(Front-end source files)
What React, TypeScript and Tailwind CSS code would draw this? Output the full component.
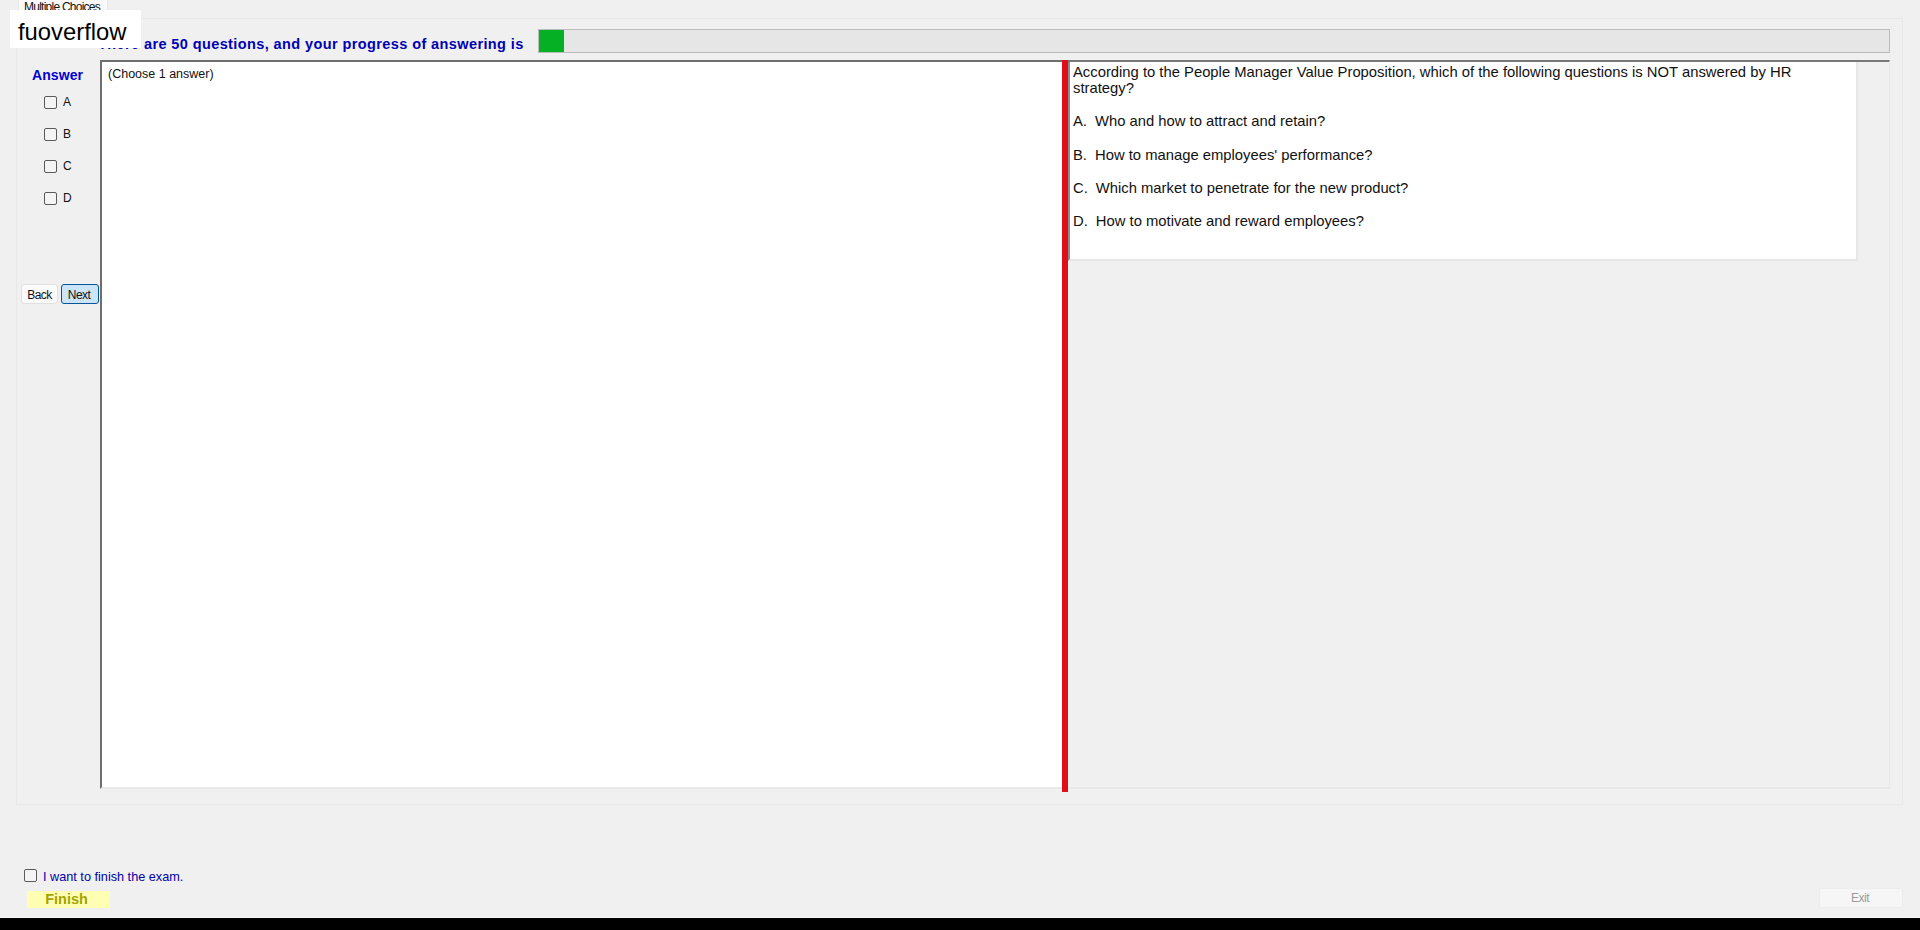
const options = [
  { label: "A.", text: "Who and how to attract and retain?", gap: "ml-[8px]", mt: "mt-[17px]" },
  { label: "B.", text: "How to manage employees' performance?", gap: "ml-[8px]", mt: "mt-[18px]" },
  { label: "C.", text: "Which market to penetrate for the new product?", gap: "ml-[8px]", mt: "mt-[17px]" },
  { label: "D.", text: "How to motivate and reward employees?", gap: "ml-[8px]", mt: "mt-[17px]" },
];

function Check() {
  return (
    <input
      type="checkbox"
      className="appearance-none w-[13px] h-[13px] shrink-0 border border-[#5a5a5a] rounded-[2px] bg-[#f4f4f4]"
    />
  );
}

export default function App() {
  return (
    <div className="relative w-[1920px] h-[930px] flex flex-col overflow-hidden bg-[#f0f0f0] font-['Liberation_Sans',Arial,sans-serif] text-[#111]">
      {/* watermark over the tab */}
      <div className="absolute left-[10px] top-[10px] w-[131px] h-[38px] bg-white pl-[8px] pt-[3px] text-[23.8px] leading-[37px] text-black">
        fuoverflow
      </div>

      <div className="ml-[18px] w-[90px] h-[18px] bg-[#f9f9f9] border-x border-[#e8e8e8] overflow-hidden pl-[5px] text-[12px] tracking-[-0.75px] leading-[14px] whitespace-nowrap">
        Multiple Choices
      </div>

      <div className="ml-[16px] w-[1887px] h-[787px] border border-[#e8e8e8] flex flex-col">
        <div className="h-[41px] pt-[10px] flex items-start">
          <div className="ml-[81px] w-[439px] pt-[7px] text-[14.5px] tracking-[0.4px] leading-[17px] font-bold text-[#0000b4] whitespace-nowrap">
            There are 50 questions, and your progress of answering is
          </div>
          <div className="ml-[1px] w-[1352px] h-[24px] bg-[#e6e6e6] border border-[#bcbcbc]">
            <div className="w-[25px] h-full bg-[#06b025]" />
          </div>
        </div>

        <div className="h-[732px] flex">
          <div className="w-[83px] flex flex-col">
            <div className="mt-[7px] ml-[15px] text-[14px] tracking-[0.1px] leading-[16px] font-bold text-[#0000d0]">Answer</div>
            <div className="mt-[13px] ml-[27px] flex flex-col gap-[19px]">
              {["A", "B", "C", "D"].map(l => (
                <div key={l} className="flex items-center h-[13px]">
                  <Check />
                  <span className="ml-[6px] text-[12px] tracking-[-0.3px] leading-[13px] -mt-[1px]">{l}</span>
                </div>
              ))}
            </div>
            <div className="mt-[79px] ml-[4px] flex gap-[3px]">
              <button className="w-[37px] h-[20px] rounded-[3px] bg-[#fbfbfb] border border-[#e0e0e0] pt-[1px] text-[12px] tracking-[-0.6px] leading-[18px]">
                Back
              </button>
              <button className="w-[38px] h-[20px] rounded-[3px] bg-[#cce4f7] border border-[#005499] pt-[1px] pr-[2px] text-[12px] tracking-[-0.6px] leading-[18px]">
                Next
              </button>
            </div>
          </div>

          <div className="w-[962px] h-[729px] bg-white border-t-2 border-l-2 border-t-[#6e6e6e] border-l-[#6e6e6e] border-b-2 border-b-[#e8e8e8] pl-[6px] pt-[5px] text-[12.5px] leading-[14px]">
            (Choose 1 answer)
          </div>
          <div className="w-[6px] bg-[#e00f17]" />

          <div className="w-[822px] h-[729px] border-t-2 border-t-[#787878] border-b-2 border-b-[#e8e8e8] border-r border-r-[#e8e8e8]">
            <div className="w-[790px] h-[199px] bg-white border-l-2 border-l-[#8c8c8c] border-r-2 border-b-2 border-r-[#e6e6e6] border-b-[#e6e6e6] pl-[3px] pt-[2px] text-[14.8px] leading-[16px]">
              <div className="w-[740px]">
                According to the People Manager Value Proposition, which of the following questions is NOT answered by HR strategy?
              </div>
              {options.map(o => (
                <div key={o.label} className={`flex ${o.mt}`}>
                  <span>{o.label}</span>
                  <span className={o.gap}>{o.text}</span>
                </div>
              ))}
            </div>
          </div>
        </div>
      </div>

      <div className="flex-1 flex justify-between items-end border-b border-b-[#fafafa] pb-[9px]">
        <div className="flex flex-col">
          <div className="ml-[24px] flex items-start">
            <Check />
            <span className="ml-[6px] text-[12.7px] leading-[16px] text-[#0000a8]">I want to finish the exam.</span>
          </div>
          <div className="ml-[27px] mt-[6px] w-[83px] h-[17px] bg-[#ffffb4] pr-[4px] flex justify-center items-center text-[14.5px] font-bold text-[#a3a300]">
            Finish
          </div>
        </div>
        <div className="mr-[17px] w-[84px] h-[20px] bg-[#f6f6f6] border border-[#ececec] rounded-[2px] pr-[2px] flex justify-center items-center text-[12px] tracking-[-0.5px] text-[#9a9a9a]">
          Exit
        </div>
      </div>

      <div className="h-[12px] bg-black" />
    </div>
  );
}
--
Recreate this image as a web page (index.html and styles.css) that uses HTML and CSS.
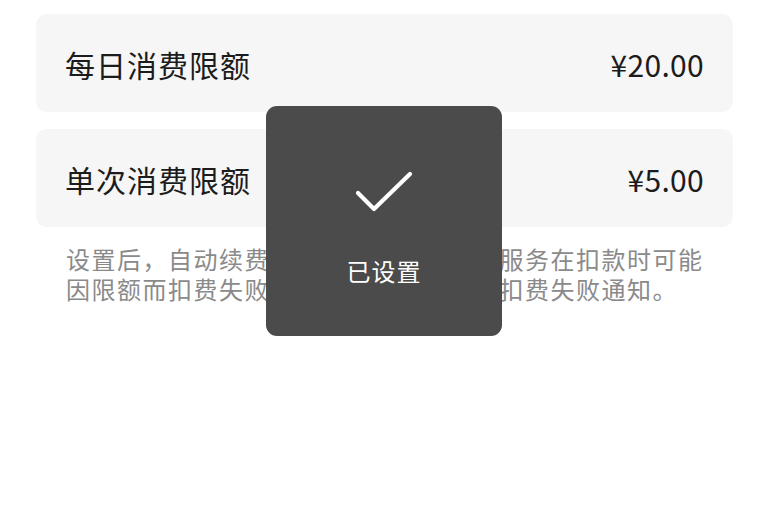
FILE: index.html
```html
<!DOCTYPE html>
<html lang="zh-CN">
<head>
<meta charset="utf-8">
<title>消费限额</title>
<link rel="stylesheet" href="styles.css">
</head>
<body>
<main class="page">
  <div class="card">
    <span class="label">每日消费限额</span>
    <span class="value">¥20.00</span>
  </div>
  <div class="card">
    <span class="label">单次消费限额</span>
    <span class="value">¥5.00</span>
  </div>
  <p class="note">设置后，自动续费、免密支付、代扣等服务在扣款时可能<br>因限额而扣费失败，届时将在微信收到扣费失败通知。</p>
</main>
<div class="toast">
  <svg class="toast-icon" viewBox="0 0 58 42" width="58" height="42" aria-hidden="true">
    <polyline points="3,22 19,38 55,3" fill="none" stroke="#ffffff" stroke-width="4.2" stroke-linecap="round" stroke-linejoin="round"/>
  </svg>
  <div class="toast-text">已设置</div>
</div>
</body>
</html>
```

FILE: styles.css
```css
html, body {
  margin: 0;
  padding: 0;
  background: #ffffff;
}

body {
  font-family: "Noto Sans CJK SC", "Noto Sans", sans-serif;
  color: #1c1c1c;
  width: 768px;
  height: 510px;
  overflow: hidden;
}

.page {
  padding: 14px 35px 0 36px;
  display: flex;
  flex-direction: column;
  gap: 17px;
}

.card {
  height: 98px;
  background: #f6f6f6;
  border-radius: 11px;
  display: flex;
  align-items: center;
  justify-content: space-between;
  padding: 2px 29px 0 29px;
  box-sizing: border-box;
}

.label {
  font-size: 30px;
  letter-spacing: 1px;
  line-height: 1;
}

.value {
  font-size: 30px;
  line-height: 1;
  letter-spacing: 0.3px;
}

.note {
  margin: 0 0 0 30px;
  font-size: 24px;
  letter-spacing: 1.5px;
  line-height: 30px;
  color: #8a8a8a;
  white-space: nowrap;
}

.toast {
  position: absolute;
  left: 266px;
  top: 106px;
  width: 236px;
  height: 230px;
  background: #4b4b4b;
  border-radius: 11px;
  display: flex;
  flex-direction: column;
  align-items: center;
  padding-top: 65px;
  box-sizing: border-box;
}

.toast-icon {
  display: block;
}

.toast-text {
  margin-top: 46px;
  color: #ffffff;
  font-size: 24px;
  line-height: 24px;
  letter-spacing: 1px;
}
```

Your instructions:
Scan the material and collect every line that contains "full".

The result:
What React, TypeScript and Tailwind CSS code would draw this? Output the full component.
            <div className="w-[25px] h-full bg-[#06b025]" />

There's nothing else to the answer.